I did not had major dificulties in high school or university, so I cannot locate any specific episodes of "awakening". What I find is that my particular experience makes me less sensitive to the influence I may have over my students. So, thank you for your inspiring words.

Tiruncula said...

This is such a good reminder. I had some amazing students at my old job, kids who when I met them seemed like lost-sheep-sophomores but who turned out to have been through a lot even before getting to that stage, and who became pretty darned amazing by a few years later. Some are still good friends.
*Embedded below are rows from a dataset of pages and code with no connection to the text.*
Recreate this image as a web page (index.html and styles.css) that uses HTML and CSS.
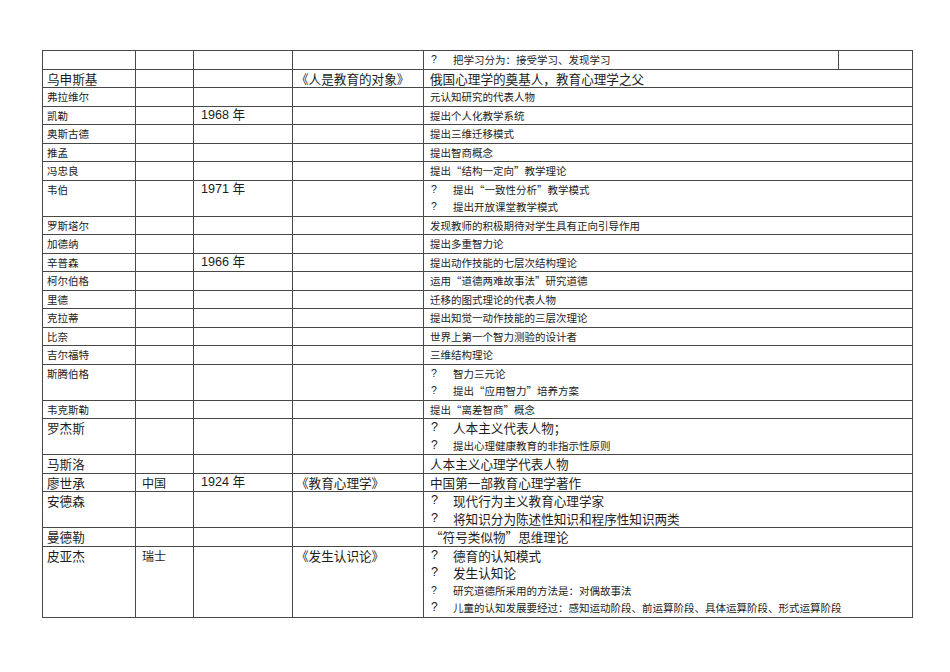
FILE: index.html
```html
<!DOCTYPE html>
<html lang="zh-CN">
<head>
<meta charset="utf-8">
<title>教育心理学人物表</title>
<link rel="stylesheet" href="styles.css">
</head>
<body>
<div class="page">
<table class="sheet">
<colgroup>
<col class="c-name"><col class="c-country"><col class="c-year"><col class="c-book"><col class="c-desc"><col class="c-extra">
</colgroup>
<tbody>
<tr>
<td></td><td></td><td></td><td></td>
<td class="desc"><div class="li"><span class="q">?</span>把学习分为：接受学习、发现学习</div></td>
<td></td>
</tr>
<tr class="big">
<td>乌申斯基</td><td></td><td></td><td class="book">《人是教育的对象》</td>
<td class="desc" colspan="2">俄国心理学的奠基人，教育心理学之父</td>
</tr>
<tr><td>弗拉维尔</td><td></td><td></td><td></td><td class="desc" colspan="2">元认知研究的代表人物</td></tr>
<tr><td>凯勒</td><td></td><td class="year">1968 年</td><td></td><td class="desc" colspan="2">提出个人化教学系统</td></tr>
<tr><td>奥斯古德</td><td></td><td></td><td></td><td class="desc" colspan="2">提出三维迁移模式</td></tr>
<tr><td>推孟</td><td></td><td></td><td></td><td class="desc" colspan="2">提出智商概念</td></tr>
<tr><td>冯忠良</td><td></td><td></td><td></td><td class="desc" colspan="2">提出“结构一定向”教学理论</td></tr>
<tr>
<td>韦伯</td><td></td><td class="year">1971 年</td><td></td>
<td class="desc" colspan="2">
<div class="li"><span class="q">?</span>提出“一致性分析”教学模式</div>
<div class="li"><span class="q">?</span>提出开放课堂教学模式</div>
</td>
</tr>
<tr><td>罗斯塔尔</td><td></td><td></td><td></td><td class="desc" colspan="2">发现教师的积极期待对学生具有正向引导作用</td></tr>
<tr><td>加德纳</td><td></td><td></td><td></td><td class="desc" colspan="2">提出多重智力论</td></tr>
<tr><td>辛普森</td><td></td><td class="year">1966 年</td><td></td><td class="desc" colspan="2">提出动作技能的七层次结构理论</td></tr>
<tr><td>柯尔伯格</td><td></td><td></td><td></td><td class="desc" colspan="2">运用“道德两难故事法”研究道德</td></tr>
<tr><td>里德</td><td></td><td></td><td></td><td class="desc" colspan="2">迁移的图式理论的代表人物</td></tr>
<tr><td>克拉蒂</td><td></td><td></td><td></td><td class="desc" colspan="2">提出知觉一动作技能的三层次理论</td></tr>
<tr><td>比奈</td><td></td><td></td><td></td><td class="desc" colspan="2">世界上第一个智力测验的设计者</td></tr>
<tr><td>吉尔福特</td><td></td><td></td><td></td><td class="desc" colspan="2">三维结构理论</td></tr>
<tr>
<td>斯腾伯格</td><td></td><td></td><td></td>
<td class="desc" colspan="2">
<div class="li"><span class="q">?</span>智力三元论</div>
<div class="li"><span class="q">?</span>提出“应用智力”培养方案</div>
</td>
</tr>
<tr><td>韦克斯勒</td><td></td><td></td><td></td><td class="desc" colspan="2">提出“离差智商”概念</td></tr>
<tr>
<td class="bigtext">罗杰斯</td><td></td><td></td><td></td>
<td class="desc" colspan="2">
<div class="li bigtext"><span class="q">?</span>人本主义代表人物；</div>
<div class="li"><span class="q qb">?</span>提出心理健康教育的非指示性原则</div>
</td>
</tr>
<tr class="big"><td>马斯洛</td><td></td><td></td><td></td><td class="desc" colspan="2">人本主义心理学代表人物</td></tr>
<tr class="big">
<td>廖世承</td><td class="country">中国</td><td class="year">1924 年</td><td class="book">《教育心理学》</td>
<td class="desc" colspan="2">中国第一部教育心理学著作</td>
</tr>
<tr class="big">
<td>安德森</td><td></td><td></td><td></td>
<td class="desc" colspan="2">
<div class="li"><span class="q">?</span>现代行为主义教育心理学家</div>
<div class="li"><span class="q">?</span>将知识分为陈述性知识和程序性知识两类</div>
</td>
</tr>
<tr class="big"><td>曼德勒</td><td></td><td></td><td></td><td class="desc" colspan="2">“符号类似物”思维理论</td></tr>
<tr class="big">
<td>皮亚杰</td><td class="country">瑞士</td><td></td><td class="book">《发生认识论》</td>
<td class="desc" colspan="2">
<div class="li"><span class="q">?</span>德育的认知模式</div>
<div class="li"><span class="q">?</span>发生认知论</div>
<div class="li smalltext"><span class="q">?</span>研究道德所采用的方法是：对偶故事法</div>
<div class="li smalltext"><span class="q qb">?</span>儿童的认知发展要经过：感知运动阶段、前运算阶段、具体运算阶段、形式运算阶段</div>
</td>
</tr>
</tbody>
</table>
</div>
</body>
</html>
```
FILE: styles.css
```css
html, body {
  margin: 0;
  padding: 0;
  background: #ffffff;
}

.page {
  padding: 50px 0 0 42px;
}

.sheet {
  border-collapse: collapse;
  table-layout: fixed;
  width: 870px;
  font-family: "Noto Sans CJK SC", "Liberation Sans", sans-serif;
  font-size: 10.5px;
  line-height: 17.5px;
  color: #1c1c1c;
}

.c-name { width: 93px; }
.c-country { width: 58px; }
.c-year { width: 99px; }
.c-book { width: 131px; }
.c-desc { width: 415px; }
.c-extra { width: 74px; }

.sheet td {
  border: 1px solid #484848;
  padding: 0 0 0 4px;
  vertical-align: top;
  white-space: nowrap;
  overflow: hidden;
  height: 17.5px;
}

.sheet td.desc {
  padding-left: 6px;
}

.sheet td.year {
  padding-left: 7px;
  font-family: "Liberation Sans", "Noto Sans CJK SC", sans-serif;
  font-size: 12.6px;
}

.sheet td.country {
  padding-left: 6px;
  font-size: 12px;
}

.sheet td.book {
  padding-left: 3px;
}

.big td,
.bigtext {
  font-size: 12.6px;
}

.smalltext {
  font-size: 10.5px;
}

.li {
  display: flex;
  height: 17.5px;
}

.q {
  display: inline-block;
  width: 22px;
  flex: none;
  padding-left: 1px;
  font-family: "Liberation Sans", sans-serif;
}

.qb {
  font-size: 12px;
}
```
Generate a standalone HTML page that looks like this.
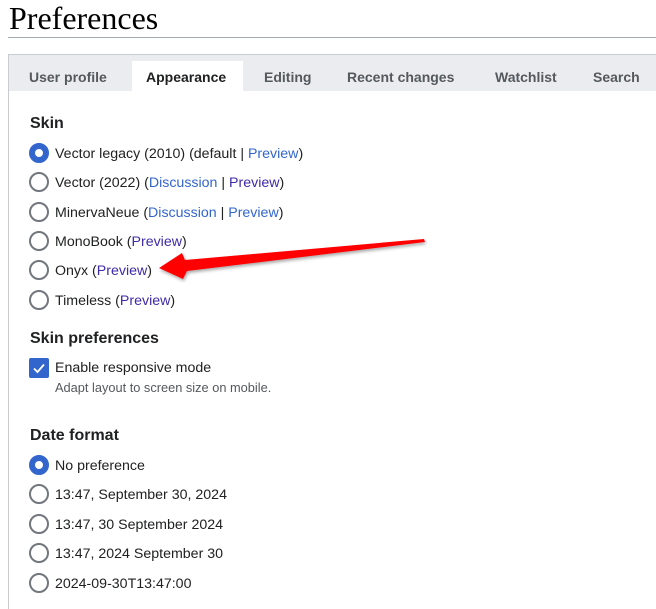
<!DOCTYPE html>
<html><head><style>
html,body{margin:0;width:656px;height:609px;overflow:hidden}
body{background:#fff;font-family:"Liberation Sans",Arial,sans-serif;color:#202122;position:relative}
.a{position:absolute;white-space:nowrap}
h1{position:absolute;left:9px;top:0;margin:0;font:normal 32px "Liberation Serif",serif;color:#000;line-height:36px}
.rule{position:absolute;left:8px;top:37px;width:648px;height:1px;background:#a2a9b1}
.panel{position:absolute;left:8px;top:54px;width:647px;height:560px;border-left:1px solid #c8ccd1;border-top:1px solid #c8ccd1}
.tabs{position:absolute;left:9px;top:55px;width:647px;height:36px;background:#eaecf0}
.tab{position:absolute;top:69px;font-weight:bold;font-size:14px;color:#54595d}
.act{position:absolute;left:132px;top:61px;width:111px;height:30px;background:#fff}
.h{position:absolute;left:30px;font-weight:bold;font-size:16px}
.r{position:absolute;left:29px;width:16px;height:16px;border:2px solid #72777d;border-radius:50%;background:#fff}
.r.on{border:6px solid #3366cc;width:8px;height:8px}
.t{position:absolute;left:55px;font-size:14.2px}
a{color:#3366cc;text-decoration:none}
a.v{color:#3f2aa8}
</style></head><body>
<h1>Preferences</h1>
<div class="rule"></div>
<div class="panel"></div>
<div class="tabs"></div>
<div class="act"></div>
<div class="tab" style="left:29px">User profile</div>
<div class="tab" style="left:146px;color:#202122">Appearance</div>
<div class="tab" style="left:264px">Editing</div>
<div class="tab" style="left:347px">Recent changes</div>
<div class="tab" style="left:495px">Watchlist</div>
<div class="tab" style="left:593px">Search</div>

<div class="h" style="top:115px">Skin</div>
<div class="r on" style="top:143px"></div><div class="t" style="top:146px">Vector legacy (2010) (default | <a>Preview</a>)</div>
<div class="r" style="top:172px"></div><div class="t" style="top:175px">Vector (2022) (<a>Discussion</a> | <a class="v">Preview</a>)</div>
<div class="r" style="top:202px"></div><div class="t" style="top:205px">MinervaNeue (<a>Discussion</a> | <a>Preview</a>)</div>
<div class="r" style="top:231px"></div><div class="t" style="top:234px">MonoBook (<a class="v">Preview</a>)</div>
<div class="r" style="top:260px"></div><div class="t" style="top:263px">Onyx (<a class="v">Preview</a>)</div>
<div class="r" style="top:290px"></div><div class="t" style="top:293px">Timeless (<a class="v">Preview</a>)</div>

<div class="h" style="top:330px">Skin preferences</div>
<div class="a" style="left:29px;top:358px;width:20px;height:20px;background:#3366cc;border-radius:2px">
<svg width="20" height="20"><path d="M5 10.5 L8.5 14 L15 6.5" stroke="#fff" stroke-width="1.8" fill="none"/></svg></div>
<div class="t" style="top:360px">Enable responsive mode</div>
<div class="t" style="top:380px;font-size:12.8px;color:#54595d">Adapt layout to screen size on mobile.</div>

<div class="h" style="top:427px">Date format</div>
<div class="r on" style="top:455px"></div><div class="t" style="top:458px">No preference</div>
<div class="r" style="top:484px"></div><div class="t" style="top:487px">13:47, September 30, 2024</div>
<div class="r" style="top:514px"></div><div class="t" style="top:517px">13:47, 30 September 2024</div>
<div class="r" style="top:543px"></div><div class="t" style="top:546px">13:47, 2024 September 30</div>
<div class="r" style="top:573px"></div><div class="t" style="top:576px">2024-09-30T13:47:00</div>

<svg class="a" style="left:0;top:0" width="656" height="609">
<defs><filter id="s"><feDropShadow dx="1" dy="2" stdDeviation="1.5" flood-opacity="0.35"/></filter></defs>
<path d="M159 268 L182 253 L185 260 L424 239 L425 242 L187 271 L183 279 Z" fill="#f00" filter="url(#s)"/>
</svg>
</body></html>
The History Enthusiast said...

I frequently struggle with writing paper comments, so thanks for posting about this. It is nice to know that others are dealing with the same issues. I want to help my students, so like you I write a lot on every paper, but I also wonder if I'm wasting my time. This last round of papers most everyone continued to use the first person, even after I'd corrected that on their previous two papers. I try to look for improvement from paper to paper, but when they continue making the same glaring mistakes each paper, it gets discouraging. I can forgive comma errors, since comma usage can be trickier, but constantly using first person is less forgivable. I think I need to announce it in class--"When you are writing a formal history essay, do not use first person!!!" Also, I've started writing comments on the computer in the comment bubbles. I keep my clipboard open and just copy and paste the general comments that I tend to write on every paper--it cuts down a bit on the time (plus I type faster than I write). Another benefit is that then I have saved copies of their essays and can chart their improvement. The downside is that my head hurts after all that extra computer time. I don't know if it helps, but I just thought I'd offer. Good luck with the rest of the semester!

Pilgrim/Heretic said...

I love love love this post. My husband and I spend a lot of time talking about his father's disappointment that his kids didn't turn out exactly like him; I think we as professors have a little of that disappointment when students don't approach college exactly the same way we did. It's important to remember they all find their own way, and it's a lot more likely to be not like ours.

k8 said...

Oh, I'm one of those students. I never cared about grades or school all that much, and my performance throughout much of my educational career has the scars to prove it. Now, though, I'm working on a dissertation and teaching students very different from myself. The students I don't understand are the hyper-achievers. I really don't get it. As I mentioned, I never cared about actual grades (which isn't to say that I didn't care about learning). I was more interested in what I got out of a course. I can't even imagine thinking, let alone asking, what I needed to do to get an 'A', as many of my students do. But then, I'm weird.

Inside the Philosophy Factory said...

In terms of getting the point across to students in paper comments -- I find that when I do a short matrix to give them general comments and then type their comments, I give them more complete comments and they ask more questions about what those comments mean. Sadly, I also find that this takes a lot of time - -but it is worthwhile if I'm expecting them to do revisions.